Между «химиями» Серега успел сняться в трех картинах: «Угрюм-река», «Диверсант. Крым» и «Мертвые души». На площадку фильма по поэме Гоголя в последний раз вышел восемнадцатого августа, в конце месяца еще гонял на велосипеде, а седьмого сентября его не стало. Сгорел за четыре дня, особо не мучаясь и не мучая других.
Еще задолго до Серегиной болезни мы дали друг другу распоряжения на случай смерти. Он терпеть не мог кладбища: все эти скамеечки, оградки, калиточки, часть которых родственники еще и на ключ запирают. Вопрошал возмущенно: «Ну и куда меня, на Троекуровское? Да я их при жизни ненавидел, а после смерти лежать рядом буду?!»
Когда умерла Плисецкая и было обнародовано завещание хранить ее прах до ухода мужа, потом смешать оба и развеять над Россией — Сергей сказал: «Вот это правильно. Я тоже хочу, чтобы мой прах развеяли под родными березками и сосенками, что я посадил...» Я выполнил его волю.
— Есть пара сериалов, в которых Сергей Михайлович снялся несколько лет назад, еще до болезни, но зритель их пока не видел. Почему?
— Об этом знают только продюсеры и телевизионные начальники. Особенно жалко, что не выходят «Трепалов и Кошелек» и «Министерство» — у Сергея там потрясающие работы. Печально, что нет качественных, профессиональных записей спектаклей, в которых он играл после МХАТа — роль Свидригайлова в «Снах Родиона Раскольникова» по «Преступлению и наказанию» в «Театральном товариществе 814» под руководством Олега Меньшикова; роль отца Элизы Дулиттл в «Пигмалионе» в «Театральном марафоне»; сразу три роли: Гамлета, короля Клавдия и Призрака — в спектакле, поставленном продюсерским центром телекомпании «АГА». Каждая из работ Колтакова в этих спектаклях — шедевр.
За год без Сергея я записал диск с песнями на его стихи и подготовил к изданию книгу стихов и сказок, где будут и написанные им портреты. Колтаков работал в разных техниках: тонким карандашом, акварелью, маслом, в последние годы чаще всего театральным гримом.

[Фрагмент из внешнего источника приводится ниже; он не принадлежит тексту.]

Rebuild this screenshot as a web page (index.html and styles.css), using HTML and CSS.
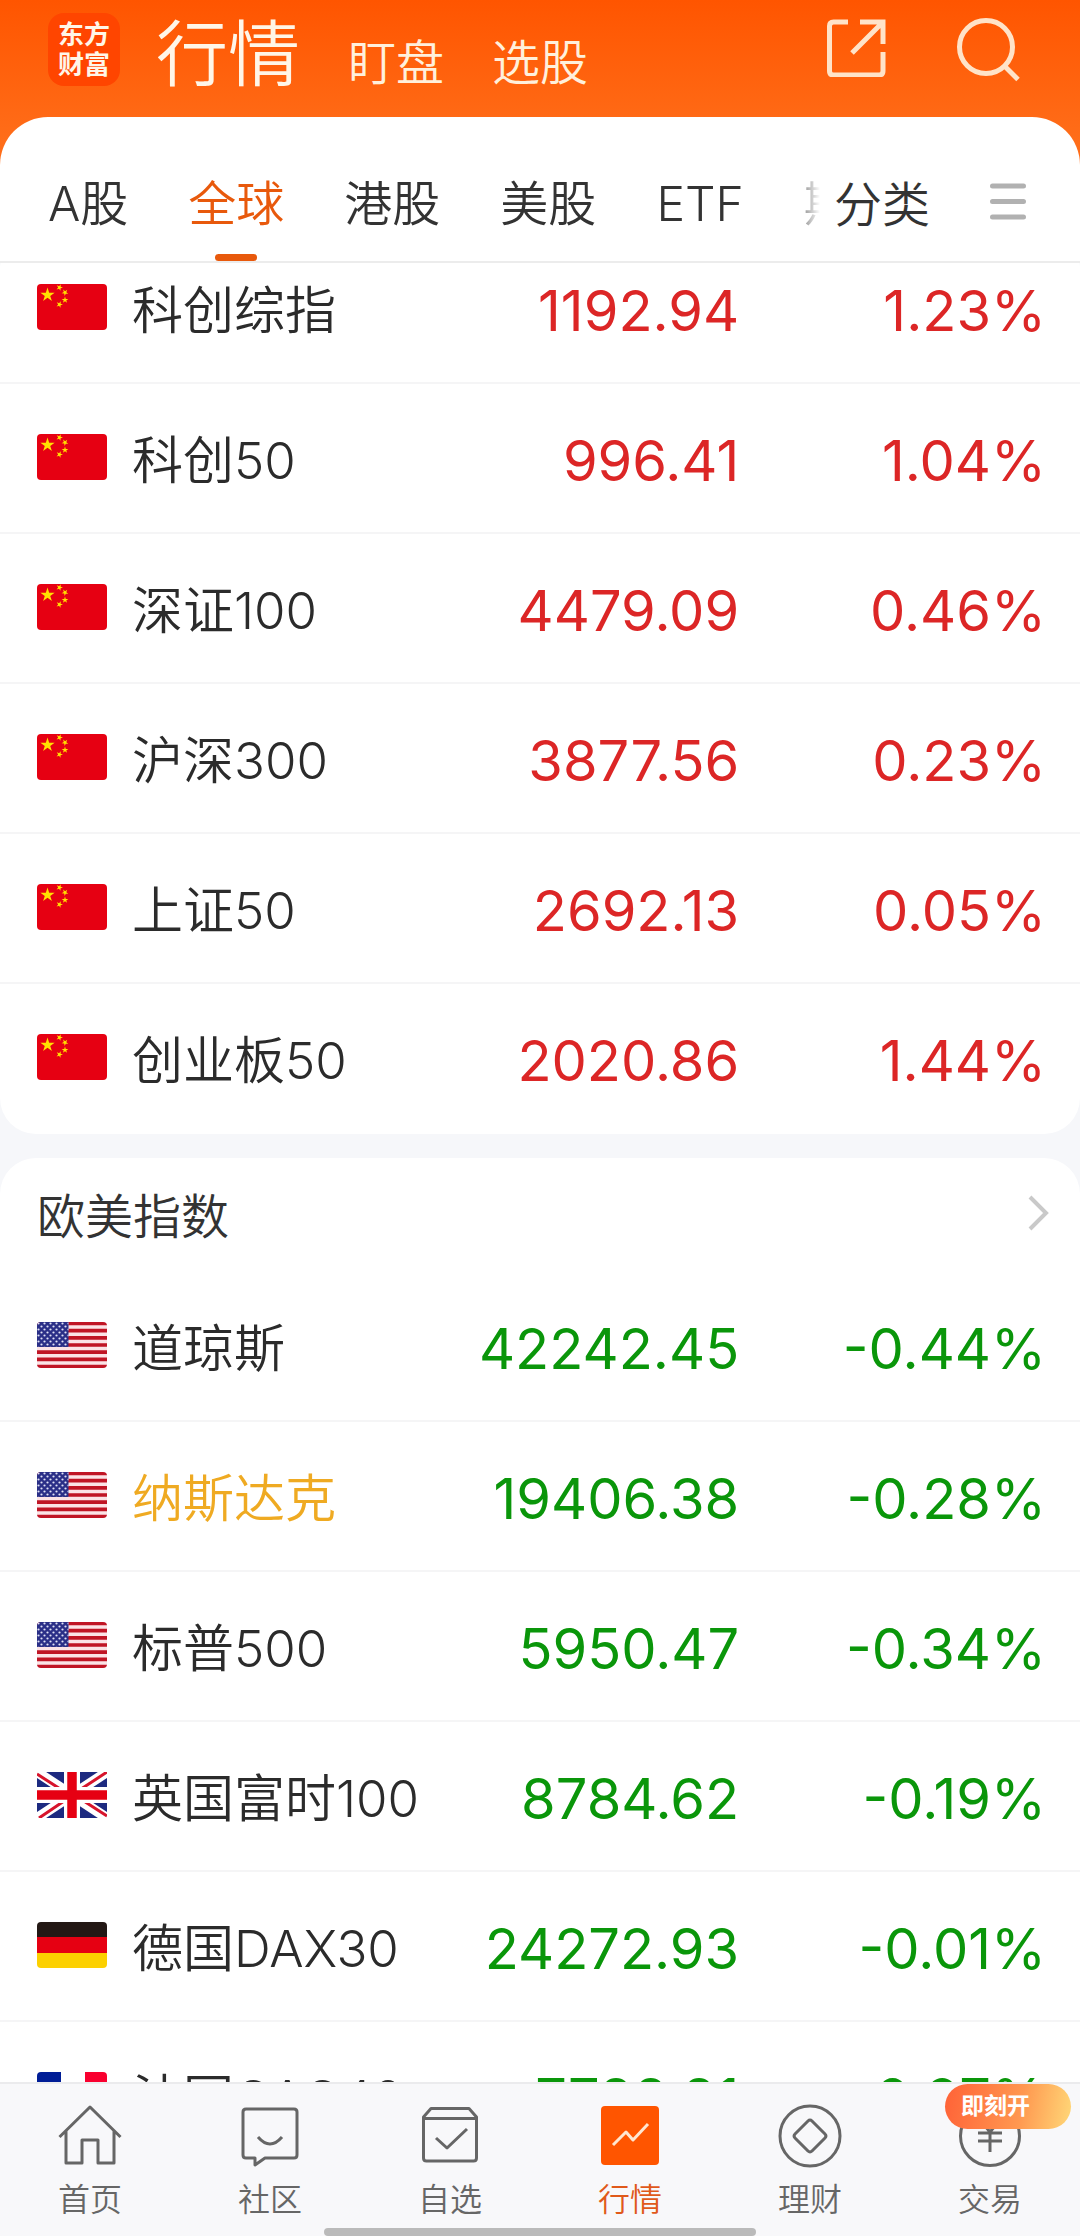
FILE: index.html
```html
<!DOCTYPE html>
<html lang="zh-CN">
<head>
<meta charset="utf-8">
<meta name="viewport" content="width=device-width, initial-scale=1">
<title>行情 - 全球</title>
<link rel="stylesheet" href="styles.css">
</head>
<body>
<svg class="defs" aria-hidden="true">
  <defs>
    <clipPath id="flag-clip"><rect width="70" height="46" rx="4"/></clipPath>
    <path id="star" d="M0-1 .225-.309 .951-.309 .363.118 .588.809 0 .382-.588.809-.363.118-.951-.309-.225-.309Z" fill="#ffe100"/>
    <pattern id="stars" width="6" height="6" patternUnits="userSpaceOnUse">
      <circle cx="1.5" cy="1.5" r="1.1" fill="#dfe0f5"/><circle cx="4.5" cy="4.5" r="1.1" fill="#dfe0f5"/>
    </pattern>
  </defs>
  <symbol id="cn" viewBox="0 0 70 46">
    <g clip-path="url(#flag-clip)">
      <path fill="#e60012" d="M0 0h70v46H0z"/>
      <use href="#star" transform="translate(10.500 11) scale(7.500)"/>
      <use href="#star" transform="translate(22.500 3.500) rotate(20) scale(3.500)"/>
      <use href="#star" transform="translate(28 8.500) rotate(40) scale(3.500)"/>
      <use href="#star" transform="translate(28 16) scale(3.500)"/>
      <use href="#star" transform="translate(22.500 20.500) rotate(20) scale(3.500)"/>
    </g>
  </symbol>
  <symbol id="us" viewBox="0 0 70 46">
    <g clip-path="url(#flag-clip)">
      <path fill="#fbe3e6" d="M0 0h70v46H0z"/>
      <path stroke="#c01525" stroke-width="3.700" d="M0 1.500h70M0 8.700h70M0 15.900h70M0 23h70M0 30.200h70M0 37.300h70M0 44.500h70"/>
      <path fill="#2a2f87" d="M0 0h31.500v25H0z"/>
      <path fill="url(#stars)" d="M0 0h31.500v24.500H0z"/>
    </g>
  </symbol>
  <symbol id="gb" viewBox="0 0 70 46">
    <path fill="#1d2a80" d="M0 0h70v46H0z"/>
    <path stroke="#fff" stroke-width="10" d="M0 0l70 46M70 0L0 46"/>
    <path stroke="#d7142c" stroke-width="3" d="M0 2l31 20M70 0L38 21M70 44L39 24M2 46l31-21"/>
    <path stroke="#fff" stroke-width="16" d="M35 0v46M0 23h70"/>
    <path stroke="#e60012" stroke-width="9.500" d="M35 0v46M0 23h70"/>
  </symbol>
  <symbol id="de" viewBox="0 0 70 46">
    <g clip-path="url(#flag-clip)">
      <path fill="#231815" d="M0 0h70v15H0z"/><path fill="#e60012" d="M0 15h70v16H0z"/><path fill="#fcd000" d="M0 31h70v15H0z"/>
    </g>
  </symbol>
  <symbol id="fr" viewBox="0 0 70 46">
    <g clip-path="url(#flag-clip)">
      <path fill="#fff" d="M0 0h70v46H0z"/><path fill="#001d96" d="M0 0h24v46H0z"/><path fill="#f9002f" d="M48 0h22v46H48z"/>
    </g>
  </symbol>
</svg>

<div class="app">
  <header class="top">
    <div class="bar">
      <div class="logo"><span>东方</span><span>财富</span></div>
      <nav class="sections">
        <a class="current" href="#quotes">行情</a>
        <a href="#watch">盯盘</a>
        <a href="#pick">选股</a>
      </nav>
      <button class="icon-button" aria-label="分享">
        <svg width="60" height="60" viewBox="0 0 60 60" fill="none" stroke="#ffe3c8" stroke-width="5">
          <path d="M22 5H7.500Q3.500 5 3.500 9v45q0 4 4 4H53q4 0 4-4V35M34 5h23v22M56 6L26 36"/>
        </svg>
      </button>
      <button class="icon-button" aria-label="搜索">
        <svg width="66" height="66" viewBox="0 0 66 66" fill="none" stroke="#ffe3c8" stroke-width="5">
          <circle cx="30" cy="30" r="26.500"/><path d="M48.500 49L62 62.500"/>
        </svg>
      </button>
    </div>
    <div class="sheet">
      <nav class="tabs">
        <a href="#a">A股</a>
        <a class="active" href="#global">全球</a>
        <a href="#hk">港股</a>
        <a href="#us-stocks">美股</a>
        <a href="#etf">ETF</a>
        <a href="#futures">期货</a>
      </nav>
      <a class="category" href="#category">分类</a>
      <button class="icon-button menu" aria-label="菜单">
        <svg width="36" height="38" viewBox="0 0 36 38" stroke="#b1b1b1" stroke-width="5" stroke-linecap="round"><path d="M2.500 3h31M2.500 18.500h31M2.500 34h31"/></svg>
      </button>
    </div>
  </header>

  <main class="content">
    <section class="card card-first">
      <table class="quotes up">
        <tbody>
          <tr><th scope="row"><span class="name"><svg class="flag"><use href="#cn"/></svg>科创综指</span></th><td>1192.94</td><td>1.23%</td></tr>
          <tr><th scope="row"><span class="name"><svg class="flag"><use href="#cn"/></svg>科创50</span></th><td>996.41</td><td>1.04%</td></tr>
          <tr><th scope="row"><span class="name"><svg class="flag"><use href="#cn"/></svg>深证100</span></th><td>4479.09</td><td>0.46%</td></tr>
          <tr><th scope="row"><span class="name"><svg class="flag"><use href="#cn"/></svg>沪深300</span></th><td>3877.56</td><td>0.23%</td></tr>
          <tr><th scope="row"><span class="name"><svg class="flag"><use href="#cn"/></svg>上证50</span></th><td>2692.13</td><td>0.05%</td></tr>
          <tr><th scope="row"><span class="name"><svg class="flag"><use href="#cn"/></svg>创业板50</span></th><td>2020.86</td><td>1.44%</td></tr>
        </tbody>
      </table>
    </section>

    <section class="card">
      <h2 class="card-title"><a href="#western">欧美指数
        <svg width="22" height="36" viewBox="0 0 22 36" fill="none" stroke="#c9c9c9" stroke-width="4"><path d="M2 2l16 16L2 34"/></svg></a></h2>
      <table class="quotes down">
        <tbody>
          <tr><th scope="row"><span class="name"><svg class="flag"><use href="#us"/></svg>道琼斯</span></th><td>42242.45</td><td>-0.44%</td></tr>
          <tr><th scope="row"><span class="name starred"><svg class="flag"><use href="#us"/></svg>纳斯达克</span></th><td>19406.38</td><td>-0.28%</td></tr>
          <tr><th scope="row"><span class="name"><svg class="flag"><use href="#us"/></svg>标普500</span></th><td>5950.47</td><td>-0.34%</td></tr>
          <tr><th scope="row"><span class="name"><svg class="flag"><use href="#gb"/></svg>英国富时100</span></th><td>8784.62</td><td>-0.19%</td></tr>
          <tr><th scope="row"><span class="name"><svg class="flag"><use href="#de"/></svg>德国DAX30</span></th><td>24272.93</td><td>-0.01%</td></tr>
          <tr><th scope="row"><span class="name"><svg class="flag"><use href="#fr"/></svg>法国CAC40</span></th><td>7788.81</td><td>-0.27%</td></tr>
        </tbody>
      </table>
    </section>
  </main>

  <footer class="dock">
    <nav class="dock-items">
      <a href="#home">
        <svg viewBox="0 0 64 64"><path d="M1.500 33L32 3l30.500 30M8 27v32h16V36h16v23h16V27"/></svg>首页</a>
      <a href="#community">
        <svg viewBox="0 0 64 64"><path d="M8 5h48q3 0 3 3v43q0 3-3 3H27l-10 7v-7H8q-3 0-3-3V8q0-3 3-3zM20 33q12 14 24 0"/></svg>社区</a>
      <a href="#favorites">
        <svg viewBox="0 0 64 64"><path d="M13 4.500h38L58.500 13v41q0 3-3 3h-47q-3 0-3-3V13zM5.500 14.500h53M18 34l11 10 20-19"/></svg>自选</a>
      <a class="active" href="#quotes">
        <svg viewBox="0 0 64 64"><rect x="3" y="2" width="58" height="59" rx="4"/><path d="M15 41l13-13 7 8 15-16"/></svg>行情</a>
      <a href="#wealth">
        <svg viewBox="0 0 64 64"><circle cx="32" cy="32" r="30"/><path d="M30 17q2-2 4 0l13 13q2 2 0 4L34 47q-2 2-4 0L17 34q-2-2 0-4z"/></svg>理财</a>
      <a href="#trade">
        <svg viewBox="0 0 64 64"><circle cx="32" cy="32" r="29.500"/><path d="M22 16l10 12 10-12M20 29h24M20 37h24M32 28v20"/></svg>交易
        <span class="badge">即刻开</span></a>
    </nav>
    <div class="home-indicator"></div>
  </footer>
</div>
</body>
</html>
```

FILE: styles.css
```css
* {
  box-sizing: border-box;
}

body {
  margin: 0;
  background: #f6f7fa;
  color: #2b2b2b;
  font-family: Inter, "Noto Sans CJK SC", sans-serif;
  font-weight: 350;
}

a {
  color: inherit;
  text-decoration: none;
}

.defs {
  position: absolute;
  width: 0;
  height: 0;
}

.app {
  display: flex;
  flex-direction: column;
  height: 100vh;
}

/* Header */

.top {
  flex: none;
  background: linear-gradient(#ff5500, #ff6d19 140px);
}

.bar {
  display: flex;
  align-items: flex-start;
  height: 117px;
  padding: 13px 58px 0 48px;
}

.logo {
  display: flex;
  flex-direction: column;
  justify-content: center;
  width: 72px;
  height: 73px;
  border-radius: 16px;
  background: #ff4500;
  color: #fff6e8;
  font-size: 26px;
  font-weight: 700;
  line-height: 30px;
  text-align: center;
}

.sections {
  display: flex;
  flex: 1;
  align-items: baseline;
  gap: 48px;
  margin-left: 36px;
  color: #fff0dc;
  font-size: 48px;
  line-height: 82px;
}

.sections .current {
  color: #fff6e8;
  font-size: 72px;
}

.icon-button {
  display: block;
  padding: 0;
  border: 0;
  background: none;
}

.icon-button svg {
  display: block;
}

.bar .icon-button {
  margin: 4px 0 0 70px;
}

.sheet {
  display: flex;
  align-items: center;
  height: 146px;
  padding-right: 54px;
  border-bottom: 2px solid #ececec;
  border-radius: 48px 48px 0 0;
  background: #fff;
  color: #333;
  font-size: 48px;
}

.tabs {
  display: flex;
  flex: 1;
  gap: 60px;
  align-self: stretch;
  align-items: stretch;
  min-width: 0;
  overflow: hidden;
  padding-left: 48px;
  line-height: 174px;
  white-space: nowrap;
  -webkit-mask-image: linear-gradient(to left, transparent, #000 32px);
  mask-image: linear-gradient(to left, transparent, #000 32px);
}

.tabs a {
  flex: none;
}

.tabs .active {
  display: flex;
  flex-direction: column;
  align-items: center;
  justify-content: space-between;
  color: #e8590c;
}

.tabs .active::after {
  content: "";
  width: 42px;
  height: 7px;
  margin-top: -37px;
  border-radius: 4px;
  background: #e8590c;
}

.category {
  margin: 24px 0 0 14px;
}

.menu {
  margin: 25px 0 0 60px;
}

/* Quote lists */

.content {
  flex: 1;
  min-height: 0;
  overflow: hidden;
}

.card {
  margin-bottom: 24px;
  overflow: hidden;
  border-radius: 36px;
  background: #fff;
}

/* The list rests part-way through its first row */
.card-first {
  margin-top: -30px;
}

.card-title {
  margin: 0;
  color: #333;
  font-size: 48px;
  font-weight: 350;
}

.card-title a {
  display: flex;
  align-items: center;
  justify-content: space-between;
  height: 113px;
  padding: 0 30px 3px 37px;
}

.quotes {
  width: 100%;
  border-collapse: collapse;
  table-layout: fixed;
}

.quotes th,
.quotes td {
  height: 150px;
  padding: 0;
  border-bottom: 2px solid #f5f5f6;
  font-weight: 350;
}

.quotes tr:last-child > * {
  border-bottom-color: transparent;
}

.quotes th {
  width: 42%;
}

.quotes td {
  padding-top: 6px;
  font-size: 56px;
  font-weight: 400;
  text-align: right;
}

.quotes td:last-child {
  padding-right: 34px;
}

.quotes td:nth-child(2) {
  width: 27%;
  padding-right: 6px;
}

.up td {
  color: #dc2626;
}

.down td {
  color: #0a960a;
}

.name {
  display: flex;
  align-items: center;
  gap: 25px;
  padding: 0 0 2px 37px;
  font-size: 51px;
  white-space: nowrap;
}

.starred {
  color: #efaa22;
}

.flag {
  flex: none;
  width: 70px;
  height: 46px;
}

/* Bottom navigation */

.dock {
  flex: none;
  border-top: 2px solid #ebebed;
  background: #f8f8fa;
}

.dock-items {
  display: grid;
  grid-template-columns: repeat(6, 1fr);
}

.dock-items a {
  position: relative;
  display: flex;
  flex-direction: column;
  align-items: center;
  gap: 8px;
  height: 144px;
  padding-top: 20px;
  color: #666;
  font-size: 32px;
  line-height: 48px;
}

.dock-items svg {
  width: 64px;
  height: 64px;
  fill: none;
  stroke: #666;
  stroke-width: 3;
  stroke-linejoin: round;
}

.dock-items .active {
  color: #e0591a;
}

.dock-items .active svg {
  stroke: #ffe6d0;
}

.dock-items .active rect {
  fill: #ff5500;
  stroke: none;
}

.badge {
  position: absolute;
  top: 0;
  left: 50%;
  width: 126px;
  height: 45px;
  margin-left: -45px;
  padding-left: 16px;
  border-radius: 23px;
  background: linear-gradient(100deg, #ff6237, #ff9850 60%, #ffd878);
  color: #fff;
  font-size: 23px;
  font-weight: 700;
  line-height: 45px;
}

.home-indicator {
  width: 40%;
  height: 8px;
  margin: 0 auto;
  border-radius: 4px;
  background: #bababa;
}
```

Любил рисовать стариков и старух, лица в морщинах казались ему куда интереснее, чем молодые и одинаково гладкие, как попы младенцев. Нарисовал себя и меня в глубокой старости — соответствовать автопортрету ему, к сожалению, уже никогда не придется.
Выпустив первую книгу, сразу возьмусь за подготовку к публикации Серегиных дневников. Вот тогда точно мало никому не покажется — в них Колтаков так же откровенен, как в личном общении, характеристиках и оценках.
Друг снится мне каждую ночь. Иногда мы продолжаем разговоры на вечные темы, которые вели при его жизни, иногда это яркие картинки из прошлого: вот мы на берегу моря в Черногории поем дуэтом «Ревела буря, дождь шумел...», стараясь перекрыть голосами шум прибоя; вот вместе сажаем очередную елку возле дома в Зайцево. Бывает, ложась спать, прошу про себя: «Серега, посоветуй, как поступить». И мудрый Колтаков, приходя во сне, обязательно помогает. Иной раз поддерживает мое решение, в другой — укоряет: «Чудак (понятно, присутствует другое, отличающееся на одну букву слово) ты, Стоцкий! Не поступай так, сделай иначе...»
Серега был и остается космосом, который, слава богу, с его уходом на небеса для меня не закрылся.